Em seguida, o investigado repassa a mesma mensagem para outros nove celulares. O primeiro atentado leva menos de 30 minutos para ocorrer. Às 22h30min, em Balneário Camboriú, o motorista é obrigado a descer do ônibus. Dois homens, então, ateiam fogo ao coletivo. Começava ali a segunda onda de atentados em Santa Catarina, que se estenderia por pouco mais de um mês. Coletivos, viaturas, veículos de passeios, comércios, delegacias e postos policiais entraram na mira do esquema orquestrado pela facção PGC.

Facção planejava explodir ponte
Uma ameaça sem precedentes foi descoberta pela Polícia Civil em meio à onda de ataques, em fevereiro, ordenados de dentro da cadeia pela facção Primeiro Grupo Catarinense (PGC) – episódio que desafiou as autoridades de Santa Catarina e forçou a transferência de 40 presos para cadeias federais. A organização criminosa pretendia assaltar uma pedreira, roubar dinamites e explodir uma ponte ou uma torre.
O plano do atentado – revelado por um preso que foi ouvido em 7 de fevereiro por investigadores – integra o inquérito que soma mais de 4 mil páginas concluído ontem pela Polícia Civil. No total, 97 pessoas foram indiciadas pela série de 114 ataques de fevereiro. A polícia pediu que 21 pessoas que cumpriam prisão temporária sejam liberadas. A palavra final ficará com a 3ª Vara Criminal de Blumenau.

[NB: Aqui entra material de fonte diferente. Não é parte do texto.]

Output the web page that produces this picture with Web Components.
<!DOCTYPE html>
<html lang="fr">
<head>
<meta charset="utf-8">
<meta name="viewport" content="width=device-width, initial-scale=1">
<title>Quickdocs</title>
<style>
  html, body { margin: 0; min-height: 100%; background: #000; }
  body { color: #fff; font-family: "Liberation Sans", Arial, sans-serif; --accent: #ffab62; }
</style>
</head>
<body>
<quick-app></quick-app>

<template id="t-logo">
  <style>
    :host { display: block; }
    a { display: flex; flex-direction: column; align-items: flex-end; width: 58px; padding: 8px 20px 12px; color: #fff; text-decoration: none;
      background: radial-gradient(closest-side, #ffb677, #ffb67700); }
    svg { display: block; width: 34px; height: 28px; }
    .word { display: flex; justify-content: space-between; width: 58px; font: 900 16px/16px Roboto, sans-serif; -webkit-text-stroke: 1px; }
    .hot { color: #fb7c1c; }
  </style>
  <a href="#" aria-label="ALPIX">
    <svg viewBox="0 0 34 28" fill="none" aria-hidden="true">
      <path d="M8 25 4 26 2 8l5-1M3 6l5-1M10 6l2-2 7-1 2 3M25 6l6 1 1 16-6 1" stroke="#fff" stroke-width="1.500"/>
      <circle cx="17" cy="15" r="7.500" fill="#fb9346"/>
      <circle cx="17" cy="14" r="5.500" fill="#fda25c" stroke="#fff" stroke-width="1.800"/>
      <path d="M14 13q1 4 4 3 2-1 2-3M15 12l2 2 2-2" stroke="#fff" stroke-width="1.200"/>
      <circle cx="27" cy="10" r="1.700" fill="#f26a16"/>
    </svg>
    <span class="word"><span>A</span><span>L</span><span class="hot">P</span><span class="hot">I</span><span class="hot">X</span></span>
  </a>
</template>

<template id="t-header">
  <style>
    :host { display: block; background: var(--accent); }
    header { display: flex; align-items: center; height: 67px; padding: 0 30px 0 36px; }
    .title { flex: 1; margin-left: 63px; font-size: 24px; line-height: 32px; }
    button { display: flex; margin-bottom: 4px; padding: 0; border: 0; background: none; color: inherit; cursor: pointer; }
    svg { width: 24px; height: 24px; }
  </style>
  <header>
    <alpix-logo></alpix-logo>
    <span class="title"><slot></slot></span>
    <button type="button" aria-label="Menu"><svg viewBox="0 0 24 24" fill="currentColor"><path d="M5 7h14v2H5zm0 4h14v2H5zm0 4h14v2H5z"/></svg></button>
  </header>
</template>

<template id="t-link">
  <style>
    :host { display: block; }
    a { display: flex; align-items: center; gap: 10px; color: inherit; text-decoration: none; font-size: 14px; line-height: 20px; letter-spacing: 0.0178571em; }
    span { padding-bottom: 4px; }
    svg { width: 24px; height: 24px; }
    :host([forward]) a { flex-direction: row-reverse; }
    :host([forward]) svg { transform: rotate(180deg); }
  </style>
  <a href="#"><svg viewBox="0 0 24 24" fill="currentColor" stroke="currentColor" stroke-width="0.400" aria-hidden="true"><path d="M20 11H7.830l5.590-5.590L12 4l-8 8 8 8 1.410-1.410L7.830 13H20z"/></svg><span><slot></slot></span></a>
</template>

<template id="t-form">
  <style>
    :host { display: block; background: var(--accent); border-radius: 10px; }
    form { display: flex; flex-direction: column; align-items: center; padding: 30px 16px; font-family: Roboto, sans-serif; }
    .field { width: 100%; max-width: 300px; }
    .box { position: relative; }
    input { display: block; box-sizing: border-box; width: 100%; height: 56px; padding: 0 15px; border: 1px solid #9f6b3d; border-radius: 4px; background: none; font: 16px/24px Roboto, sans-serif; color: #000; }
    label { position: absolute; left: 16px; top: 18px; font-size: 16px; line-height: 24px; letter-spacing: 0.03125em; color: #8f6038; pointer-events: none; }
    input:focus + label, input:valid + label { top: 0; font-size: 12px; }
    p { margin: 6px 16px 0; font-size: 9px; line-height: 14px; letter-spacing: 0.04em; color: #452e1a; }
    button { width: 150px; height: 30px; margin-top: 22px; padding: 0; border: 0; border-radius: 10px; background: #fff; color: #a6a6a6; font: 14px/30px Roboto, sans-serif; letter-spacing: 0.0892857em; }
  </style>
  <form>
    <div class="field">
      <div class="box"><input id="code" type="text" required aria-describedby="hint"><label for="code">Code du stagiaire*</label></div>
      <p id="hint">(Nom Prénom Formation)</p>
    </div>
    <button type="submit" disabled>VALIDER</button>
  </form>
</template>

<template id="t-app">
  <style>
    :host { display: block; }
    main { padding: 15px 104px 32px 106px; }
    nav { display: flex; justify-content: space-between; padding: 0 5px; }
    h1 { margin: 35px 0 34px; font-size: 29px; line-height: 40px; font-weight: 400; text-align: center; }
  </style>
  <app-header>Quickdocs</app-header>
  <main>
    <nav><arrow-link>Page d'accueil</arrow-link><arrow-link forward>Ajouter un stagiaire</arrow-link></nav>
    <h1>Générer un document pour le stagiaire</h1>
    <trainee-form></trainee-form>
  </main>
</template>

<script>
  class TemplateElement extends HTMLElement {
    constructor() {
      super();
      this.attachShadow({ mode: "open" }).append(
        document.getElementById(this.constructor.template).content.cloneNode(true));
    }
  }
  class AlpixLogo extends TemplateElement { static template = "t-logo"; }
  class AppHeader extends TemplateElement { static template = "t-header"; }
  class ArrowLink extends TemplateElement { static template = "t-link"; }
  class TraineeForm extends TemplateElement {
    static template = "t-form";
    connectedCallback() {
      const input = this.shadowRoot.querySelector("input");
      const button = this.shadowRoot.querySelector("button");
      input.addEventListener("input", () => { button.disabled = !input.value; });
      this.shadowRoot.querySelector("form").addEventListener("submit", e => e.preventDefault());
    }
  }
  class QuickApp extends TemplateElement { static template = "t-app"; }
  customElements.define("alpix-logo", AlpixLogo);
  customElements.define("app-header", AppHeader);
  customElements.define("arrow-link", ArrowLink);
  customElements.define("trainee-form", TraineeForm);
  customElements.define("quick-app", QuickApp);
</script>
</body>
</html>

Aquele que seria um atentado emblemático não chegou a acontecer. Trancafiado há mais de 14 anos na penitenciária de São Pedro de Alcântara, o detento depôs sob a garantia de anonimato. Não se sabe ao certo qual seria o alvo da explosão. Policiais não descartam que fosse o principal cartão-postal de SC: a ponte Hercílio Luz, em Florianópolis.
Investigadores afirmam que o fácil acesso de assaltantes a explosivos e a frágil vigilância na Hercílio Luz são razões suficientes para crer que um episódio do tipo não seria improvável. A facção também tramou colocar explosivos em um shopping e roubar armas de um quartel do Exército – nenhum desses atentados ocorreu.